Choosing a lexicographic monomial order with $x\succ y$ for multivariate division, any $\tilde q(x,y)$ can be uniquely written as $$ \tilde q(x,y) = x^2\alpha(x) + x \beta(y) + \gamma(y) + \tilde r(x,y)\tilde p(x,y)~,\tag{1}\label{1} $$ where $\tilde r(x,y)\in\mathbb Z[x,y]$ and $\alpha(X),\beta(X),\gamma(X)\in\mathbb Z[X]$. Let $u$, $v$, and $w$ be the degrees of $\alpha(X)$, $\beta(X)$, and $\gamma(X)$ respectively, and let $$ \alpha(X) = \sum_{i=0}^u a_i X^i~,\qquad \beta(X)=\sum_{j=0}^v b_j X^j~,\qquad \gamma(X)=\sum_{k=0}^w c_k X^k~. $$ I will show that $a_i = b_j = c_k = 0$ if $\tilde q(x,y) \hat f(x,y)=0$ for all $f\in\mathcal F$.
Consider the function $$ f(m,n;t) = (-1)^m t^{-m+n} \left(\frac{1+t}{1-t}\right)^{-m-n}~. $$ It is easy to check that it is a discrete harmonic function on a square lattice for any $t\ne 0,\pm 1$ (see page 13 of this note for a related function). Now, using \eqref{1}, the equation $\tilde q(x,y) \hat f(x,y;t) = 0$ becomes $$ x_t^2 \alpha(x_t) + x_t \beta(y_t) + \gamma(y_t) = 0~, $$ where $x_t := t\left(\frac{1+t}{1-t}\right)$ and $y_t := t\left(\frac{1-t}{1+t}\right)$. Let $\nu := \max(v-1,w)$. Multiplying by $(1-t)^{u+2} (1+t)^\nu$ gives a polynomial in $t$ given by $$ \sum_{i=0}^u a_i t^{i+2} (1+t)^{\nu+i+2} (1-t)^{u-i} + \sum_{j=0}^v b_j t^{j+1} (1+t)^{\nu-j+1} (1-t)^{u+j+1} + \sum_{k=0}^w c_k t^k (1+t)^{\nu-k} (1-t)^{u+k+2} = 0~.\tag{2}\label{2} $$ Since this equation holds for any $t\ne0,\pm 1$, the polynomial in $t$ must vanish identically (even at $t=0,\pm1$).
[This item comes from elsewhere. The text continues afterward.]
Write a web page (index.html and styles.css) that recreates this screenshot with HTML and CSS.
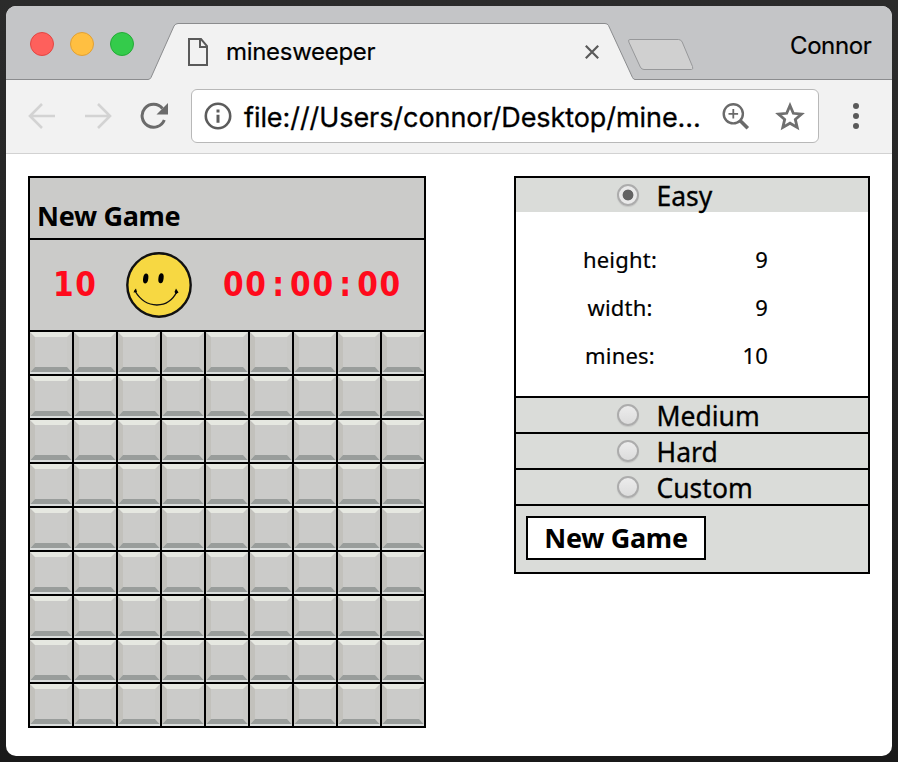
FILE: index.html
```html
<!DOCTYPE html>
<html lang="en">
<head>
<meta charset="utf-8">
<title>minesweeper</title>
<link rel="stylesheet" href="styles.css">
</head>
<body>
<div class="window">
  <header class="tabstrip">
    <svg class="tab-shapes" width="886" height="74" viewBox="0 0 886 74" aria-hidden="true">
      <path d="M0 73.500H142Q144 73.500 145 71.500L168 20Q169.500 17.500 172 17.500H599Q601.500 17.500 602.500 19.500L626.500 71.500Q627.500 73.500 629 73.500H886V74H0Z" fill="#f2f2f2"/>
      <path d="M0 73.500H142Q144 73.500 145 71.500L168 20Q169.500 17.500 172 17.500H599Q601.500 17.500 602.500 19.500L626.500 71.500Q627.500 73.500 629 73.500H886" fill="none" stroke="#8b8c8e"/>
      <path d="M624 33.500H672.500Q675 33.500 676.200 36L686.500 60.500Q687.500 63.500 685.500 63.500H638Q635.500 63.500 634.300 61L622.800 36Q621.800 33.500 624 33.500Z" fill="#d0d0d0" stroke="#97989a"/>
    </svg>
    <div class="lights"><i class="red"></i><i class="amber"></i><i class="green"></i></div>
    <svg class="doc" width="20" height="28" viewBox="0 0 20 28"><path d="M1 1H13L19 8V27H1ZM12 1V9H19" fill="none" stroke="#5a5a5a" stroke-width="2"/></svg>
    <span class="tab-title">minesweeper</span>
    <svg class="close" width="14" height="14" viewBox="0 0 14 14"><path d="M.8.8 13.200 13.200M13.200.8.8 13.200" stroke="#5a5a5a" stroke-width="2.200"/></svg>
    <span class="profile">Connor</span>
  </header>
  <nav class="toolbar">
    <svg class="back" width="28" height="26" viewBox="0 0 28 26"><path d="M27 13H2M14 1 2 13 14 25" fill="none" stroke="#d3d3d3" stroke-width="2.600"/></svg>
    <svg class="forward" width="28" height="26" viewBox="0 0 28 26"><path d="M1 13H26M14 1 26 13 14 25" fill="none" stroke="#d3d3d3" stroke-width="2.600"/></svg>
    <svg class="reload" width="28" height="28" viewBox="0 0 28 28"><path d="M22.500 6.500A11.500 11.500 0 1 0 24.300 18" fill="none" stroke="#6b6b6b" stroke-width="3"/><path d="M28 1V12.500H16.500Z" fill="#6b6b6b"/></svg>
    <div class="address">
      <svg class="info" width="28" height="28" viewBox="0 0 28 28"><circle cx="14" cy="14" r="12.200" fill="none" stroke="#5c5c5c" stroke-width="2.600"/><path d="M14 7.500v3M14 12.700v8" stroke="#5c5c5c" stroke-width="3"/></svg>
      <span class="url">file:///Users/connor/Desktop/mine...</span>
      <svg class="magnify" width="28" height="28" viewBox="0 0 28 28"><circle cx="11.300" cy="11.800" r="9.600" fill="none" stroke="#6a6a6a" stroke-width="2.400"/><path d="M17.500 18 25.800 26.300" stroke="#6a6a6a" stroke-width="3.600"/><path d="M11.300 7v9.600M6.500 11.800h9.600" stroke="#6a6a6a" stroke-width="1.800"/></svg>
      <svg class="star" width="30" height="29" viewBox="0 0 30 29"><path d="M15 3.500 18.300 11.300 26.500 12 20.300 17.400 22.200 25.400 15 21.200 7.800 25.400 9.700 17.400 3.500 12 11.700 11.300Z" fill="none" stroke="#6f6f6f" stroke-width="2.800"/></svg>
    </div>
    <div class="menu"><i></i><i></i><i></i></div>
  </nav>
  <main class="page">
    <section class="game">
      <div class="game-title"><span>New Game</span></div>
      <div class="status">
        <span class="count">10</span>
        <svg class="face" width="66" height="66" viewBox="0 0 66 66">
          <circle cx="33" cy="33" r="31.700" fill="#f7d842" stroke="#111" stroke-width="2.400"/>
          <ellipse cx="19.700" cy="26.500" rx="2.600" ry="5" transform="rotate(8 19.700 26.500)"/>
          <ellipse cx="35" cy="26.300" rx="2.600" ry="5" transform="rotate(8 35 26.300)"/>
          <path d="M9 39C20 57.500 42 57.500 51 39.500" fill="none" stroke="#111" stroke-width="1.400"/>
          <path d="M7.500 40.500Q8 38 10 36.500L11 40ZM48.500 40 50 36.500 52.500 40.500 50 42Z"/>
        </svg>
        <span class="timer">00<b>:</b>00<b>:</b>00</span>
      </div>
      <div class="board" id="board"></div>
    </section>
    <form class="settings">
      <label class="level"><i class="radio on"></i><span>Easy</span></label>
      <div class="details">
        <div class="row"><span class="name">height:</span><span class="value">9</span></div>
        <div class="row"><span class="name">width:</span><span class="value">9</span></div>
        <div class="row"><span class="name">mines:</span><span class="value">10</span></div>
      </div>
      <label class="level ruled"><i class="radio"></i><span>Medium</span></label>
      <label class="level ruled"><i class="radio"></i><span>Hard</span></label>
      <label class="level ruled"><i class="radio"></i><span>Custom</span></label>
      <div class="actions"><button type="button">New Game</button></div>
    </form>
  </main>
</div>
<script src="board.js"></script>
</body>
</html>
```
FILE: styles.css
```css
* { box-sizing: border-box; }
body {
  margin: 0;
  width: 898px;
  height: 762px;
  padding: 6px;
  overflow: hidden;
  background: linear-gradient(#2b2b2b, #191919);
  color: #000;
  font-family: "Noto Sans", sans-serif;
}
svg { display: block; flex: none; }
.window {
  width: 886px;
  height: 750px;
  border-radius: 10px;
  overflow: hidden;
  background: #fff;
}
.tabstrip {
  position: relative;
  display: flex;
  height: 74px;
  background: #c4c5c7;
  font-family: Inter, sans-serif;
  line-height: 30px;
  white-space: nowrap;
}
.tab-shapes { position: absolute; left: 0; top: 0; }
.tabstrip > :not(.tab-shapes) { position: relative; }
.lights { display: flex; gap: 16px; margin: 26px 0 0 24px; }
.lights i { width: 24px; height: 24px; border-radius: 50%; border: 1px solid transparent; }
.lights .red { background: #fe605c; border-color: #e24643; }
.lights .amber { background: #ffbf41; border-color: #e0a035; }
.lights .green { background: #34cb4b; border-color: #24ab37; }
.doc { margin: 32px 0 0 54px; }
.tab-title { width: 150px; margin: 31px 0 0 18px; font-size: 24px; letter-spacing: -.3px; -webkit-text-stroke: .2px #000; }
.close { margin: 39px 0 0 209px; }
.profile { width: 82px; margin: 25px 0 0 191px; font-size: 24px; letter-spacing: -.4px; -webkit-text-stroke: .2px #000; }
.toolbar {
  display: flex;
  align-items: center;
  height: 74px;
  padding-bottom: 2px;
  background: #f2f2f2;
  border-bottom: 1px solid #d2d2d2;
}
.back { margin-left: 22px; }
.forward { margin-left: 28px; }
.reload { margin-left: 28px; }
.address {
  display: flex;
  align-items: center;
  width: 628px;
  height: 54px;
  margin: 1px 0 0 23px;
  padding-left: 12px;
  background: #fff;
  border: 1px solid #b8b8b8;
  border-radius: 6px;
}
.url {
  width: 458px;
  margin: 3px 0 0 12px;
  font: 27px/36px Inter, sans-serif;
  letter-spacing: -.07px;
  white-space: nowrap;
  -webkit-text-stroke: .3px #000;
}
.magnify { margin-left: 20px; }
.star { margin-left: 25px; }
.menu { display: flex; flex-direction: column; gap: 4px; margin-left: 34px; }
.menu i { width: 6px; height: 6px; border-radius: 50%; background: #5a5a5a; }
.page { display: flex; align-items: flex-start; gap: 88px; padding: 22px 22px 0; }
.game { width: 398px; border: 2px solid #000; border-bottom: 0; background: #cbcbc9; }
.game-title {
  height: 62px;
  padding: 18px 0 0 7px;
  border-bottom: 2px solid #000;
  font-size: 27px;
  font-weight: 700;
  letter-spacing: -.3px;
  line-height: 40px;
}
.status {
  display: flex;
  align-items: center;
  height: 92px;
  border-bottom: 2px solid #000;
  color: #ff0a1c;
  font: bold 33px/40px "DejaVu Sans Condensed", "DejaVu Sans", sans-serif;
  font-stretch: condensed;
  letter-spacing: 1.7px;
}
.count { width: 45px; margin-left: 23px; }
.face { margin-left: 28px; }
.timer { display: flex; margin-left: 31px; }
.timer b { width: 22.400px; text-align: center; }
.board {
  display: grid;
  grid-template-columns: repeat(9, 42px);
  grid-auto-rows: 42px;
  gap: 2px;
  background: #000;
  border-bottom: 2px solid #000;
}
.settings { width: 356px; border: 2px solid #000; background: #dadcd9; }
.level {
  display: flex;
  height: 34px;
  padding-left: 101px;
  font-size: 26.500px;
  line-height: 37px;
  -webkit-text-stroke: .3px #000;
}
.ruled { height: 36px; border-top: 2px solid #000; }
.radio {
  width: 22px;
  height: 22px;
  margin: 6px 17.500px 0 0;
  border: 2px solid #acacac;
  border-radius: 50%;
  background: linear-gradient(#ececec, #dcdcdc);
  box-shadow: 0 1px 1px #c6c7c5;
}
.on { background: radial-gradient(circle, #636363 5px, #eaeaea 5.8px); }
.details { height: 184px; padding-top: 23px; background: #fff; font-size: 22px; }
.row { display: flex; height: 48px; line-height: 48px; letter-spacing: .2px; -webkit-text-stroke: .2px #000; }
.name { width: 80px; margin-left: 64px; text-align: center; }
.value { width: 60px; margin-left: 48px; text-align: right; }
.actions { height: 68px; padding: 10px; border-top: 2px solid #000; }
button {
  width: 180px;
  height: 44px;
  padding: 0;
  border: 2px solid #000;
  background: #fff;
  color: #000;
  font: bold 27px/38px "Noto Sans", sans-serif;
  letter-spacing: -.3px;
}
```
FILE: board.js
```js
const tile = `<svg width="42" height="42" viewBox="0 0 42 42">
<path d="M0 0H42V42H0Z" fill="#cbcbc9"/>
<path d="M0 0 5 5V35L0 40Z" fill="#c2c1bc"/>
<path d="M42 0 37 5V35L42 40Z" fill="#c9c9c6"/>
<path d="M0 0H42L37 5H5Z" fill="#e6e8e1"/>
<path d="M5 35H37L41.500 40H.5Z" fill="#999d9b"/>
<path d="M0 40H42V42H0Z" fill="#dadddc"/>
</svg>`;
document.getElementById("board").innerHTML = tile.repeat(81);
```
We can write \eqref{2} as $$ \sum_{i=0}^u a_i \alpha_i(t;\u) + \sum_{j=0}^v b_j \beta_j(t;\u) + \sum_{k=0}^w c_k \gamma_k(t;\u) = 0~.\tag{3}\label{3} $$ where $\u:=(u,v,w)$. I will proceed by induction to show that the set $S(\u)$ of polynomials $\alpha_i(t;\u)$'s, $\beta_j(t;\u)$'s, and $\gamma_k(t;\u)$'s is linearly independent for any $\u$:
Base cases: For $\u=\mathbf 0$, $S(\mathbf 0)$ contains $$ \alpha_0(t;\mathbf 0) = t^2(1+t)^2~, \qquad \beta_0(t;\mathbf 0) = t(1-t^2)~,\qquad \gamma_0(t;\mathbf 0) = (1-t)^2~, $$ which are clearly linearly independent. Similarly, for $\u=(0,1,0)$, $S(0,1,0)$ contains $$ \alpha_0(t;\u) = t^2(1+t)^2~, \qquad \beta_0(t;\u) = t(1-t^2)~, \qquad \gamma_0(t;\u) = (1-t)^2~, \\ \beta_1(t;\u) = t^2(1-t)^2~, $$ which are also linearly independent.
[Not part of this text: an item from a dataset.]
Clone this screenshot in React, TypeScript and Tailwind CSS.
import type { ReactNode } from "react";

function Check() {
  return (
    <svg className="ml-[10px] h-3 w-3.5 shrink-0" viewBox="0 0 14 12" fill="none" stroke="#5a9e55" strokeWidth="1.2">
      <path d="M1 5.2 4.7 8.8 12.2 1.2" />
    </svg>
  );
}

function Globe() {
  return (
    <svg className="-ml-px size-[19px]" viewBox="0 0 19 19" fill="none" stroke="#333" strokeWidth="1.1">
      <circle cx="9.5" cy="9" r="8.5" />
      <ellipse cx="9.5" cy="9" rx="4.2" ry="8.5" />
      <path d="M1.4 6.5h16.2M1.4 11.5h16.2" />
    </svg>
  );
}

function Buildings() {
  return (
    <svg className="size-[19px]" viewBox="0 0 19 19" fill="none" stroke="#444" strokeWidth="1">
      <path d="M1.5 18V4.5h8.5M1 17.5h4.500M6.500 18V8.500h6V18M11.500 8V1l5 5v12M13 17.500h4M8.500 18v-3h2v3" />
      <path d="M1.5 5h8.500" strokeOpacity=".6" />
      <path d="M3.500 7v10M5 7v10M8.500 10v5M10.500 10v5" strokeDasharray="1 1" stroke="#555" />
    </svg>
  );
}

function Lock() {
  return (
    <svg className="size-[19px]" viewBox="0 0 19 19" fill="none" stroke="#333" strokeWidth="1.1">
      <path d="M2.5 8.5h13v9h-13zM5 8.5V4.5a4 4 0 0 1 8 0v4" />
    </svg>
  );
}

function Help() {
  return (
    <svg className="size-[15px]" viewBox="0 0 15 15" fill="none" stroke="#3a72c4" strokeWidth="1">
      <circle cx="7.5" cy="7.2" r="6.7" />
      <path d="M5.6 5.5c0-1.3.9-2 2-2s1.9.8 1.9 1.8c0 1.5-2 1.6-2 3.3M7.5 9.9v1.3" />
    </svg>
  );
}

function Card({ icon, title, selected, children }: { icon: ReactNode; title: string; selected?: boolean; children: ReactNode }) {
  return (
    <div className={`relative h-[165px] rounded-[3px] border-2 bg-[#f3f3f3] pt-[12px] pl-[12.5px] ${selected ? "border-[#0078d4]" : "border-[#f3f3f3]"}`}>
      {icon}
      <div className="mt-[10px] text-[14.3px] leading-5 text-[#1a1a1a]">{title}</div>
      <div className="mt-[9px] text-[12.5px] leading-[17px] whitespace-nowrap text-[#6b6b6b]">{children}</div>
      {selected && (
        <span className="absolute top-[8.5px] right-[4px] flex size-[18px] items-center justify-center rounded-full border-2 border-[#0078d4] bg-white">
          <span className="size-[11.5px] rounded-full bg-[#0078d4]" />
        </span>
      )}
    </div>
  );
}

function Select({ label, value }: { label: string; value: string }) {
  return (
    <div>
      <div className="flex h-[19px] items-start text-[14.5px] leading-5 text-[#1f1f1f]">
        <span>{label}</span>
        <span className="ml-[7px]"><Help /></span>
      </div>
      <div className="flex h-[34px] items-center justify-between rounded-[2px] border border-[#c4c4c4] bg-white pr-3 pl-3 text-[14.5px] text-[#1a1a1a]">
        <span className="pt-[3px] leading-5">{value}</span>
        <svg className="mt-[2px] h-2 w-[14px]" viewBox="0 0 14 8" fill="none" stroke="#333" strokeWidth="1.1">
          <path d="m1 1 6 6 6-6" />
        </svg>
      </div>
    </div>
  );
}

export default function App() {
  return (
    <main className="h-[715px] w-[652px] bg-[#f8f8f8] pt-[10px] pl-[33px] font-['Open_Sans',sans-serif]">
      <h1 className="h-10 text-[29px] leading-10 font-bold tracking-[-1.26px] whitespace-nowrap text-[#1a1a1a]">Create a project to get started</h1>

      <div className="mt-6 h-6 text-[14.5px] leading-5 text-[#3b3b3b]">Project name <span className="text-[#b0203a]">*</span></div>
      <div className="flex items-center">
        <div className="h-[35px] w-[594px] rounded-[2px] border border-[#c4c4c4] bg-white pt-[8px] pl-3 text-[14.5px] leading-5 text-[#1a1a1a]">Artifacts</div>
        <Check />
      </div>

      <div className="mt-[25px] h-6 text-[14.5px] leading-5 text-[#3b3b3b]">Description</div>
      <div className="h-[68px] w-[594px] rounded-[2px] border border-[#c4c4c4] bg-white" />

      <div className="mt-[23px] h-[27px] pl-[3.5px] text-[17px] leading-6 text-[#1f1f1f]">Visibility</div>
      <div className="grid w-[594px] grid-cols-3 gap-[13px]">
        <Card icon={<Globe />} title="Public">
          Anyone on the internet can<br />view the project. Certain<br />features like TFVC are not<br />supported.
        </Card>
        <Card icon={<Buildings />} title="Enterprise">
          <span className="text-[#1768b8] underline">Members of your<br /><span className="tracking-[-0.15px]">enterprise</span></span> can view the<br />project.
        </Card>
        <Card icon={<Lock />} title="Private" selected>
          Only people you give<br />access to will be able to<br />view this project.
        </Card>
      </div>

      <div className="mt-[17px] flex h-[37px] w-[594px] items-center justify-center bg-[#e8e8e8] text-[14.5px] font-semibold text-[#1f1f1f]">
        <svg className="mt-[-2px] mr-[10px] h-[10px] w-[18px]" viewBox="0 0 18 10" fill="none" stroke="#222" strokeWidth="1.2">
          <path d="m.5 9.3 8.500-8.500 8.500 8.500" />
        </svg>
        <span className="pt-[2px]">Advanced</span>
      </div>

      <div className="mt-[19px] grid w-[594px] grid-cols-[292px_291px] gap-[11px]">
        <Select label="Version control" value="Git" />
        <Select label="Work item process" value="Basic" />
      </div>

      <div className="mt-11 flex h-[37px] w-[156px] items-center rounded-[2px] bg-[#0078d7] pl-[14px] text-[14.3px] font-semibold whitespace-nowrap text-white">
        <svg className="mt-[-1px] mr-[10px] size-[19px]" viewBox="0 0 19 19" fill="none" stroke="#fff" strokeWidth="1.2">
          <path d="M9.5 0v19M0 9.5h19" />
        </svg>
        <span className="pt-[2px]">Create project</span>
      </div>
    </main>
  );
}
Induction step: Assume that $S(\u)$ is linearly independent.
For $\u+\e_1$, where $\e_1:=(1,0,0)$, $S(\u+\e_1)$ contains $$ \alpha_i(t;\u+\e_1) = \begin{cases} (1-t)\alpha_i(t;\u)~,&\text{for } i = 0,\ldots,u~, \\ t^{u+3} (1+t)^{\nu+u+3}~,&\text{for } i=u+1~, \end{cases} \\ \beta_j(t;\u+\e_1) = (1-t) \beta_j(t;\u)~,\quad\text{for } j = 0,\ldots,v~, \\ \gamma_k(t;\u+\e_1) = (1-t) \gamma_k(t;\u)~,\quad\text{for } k = 0,\ldots,w~. $$ Except for $\alpha_{u+1}(t;\u+\e_1)$, all the other polynomials are linearly independent because they are all $(1-t)$ times polynomials that are linearly independent by hypothesis. On the other hand, $\alpha_{u+1}(1;\u+\e_1)\ne0$, so it is linearly independent of the other polynomials, which vanish at $t=1$. Therefore, $S(\u+\e_1)$ is linearly independent.
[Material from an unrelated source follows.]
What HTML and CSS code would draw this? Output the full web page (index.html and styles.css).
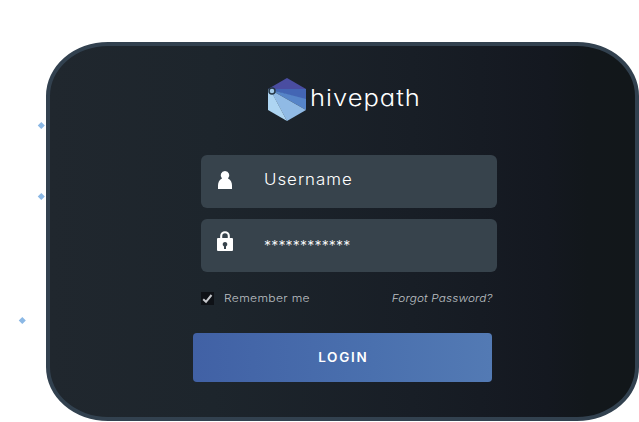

For $\u+\e_2$ and $\u+\e_3$, the above argument is a bit subtle. Instead, we can proceed as follows. Say $S(u,v_0,v_0-1)$ is a linearly independent set. Then $S(u,v_0,w)$ with $w<v_0-1$, and $S(u,v,v_0-1)$ with $v<v_0$ are also linearly independent sets because $S(u,v,v_0-1)\subset S(u,v_0,v_0-1)$ and $S(u,v_0,w)\subset S(u,v_0,v_0-1)$. So, all I need to show is that if $S(u,v_0,v_0-1)$ is linearly independent, then $S(u,v_0+1,v_0)$ is also linearly independent. This can be shown using an argument similar to the one above (it's only slightly more complicated).
Since the polynomials $\alpha_i(t;\u)$'s, $\beta_j(t;\u)$'s, and $\gamma_k(t;\u)$'s are all linearly independent for any $\u$, it follows from \eqref{3} that $a_i = b_j = c_k = 0$. Therefore, $\tilde q(x,y)$ is divisible by $\tilde p(x,y)$.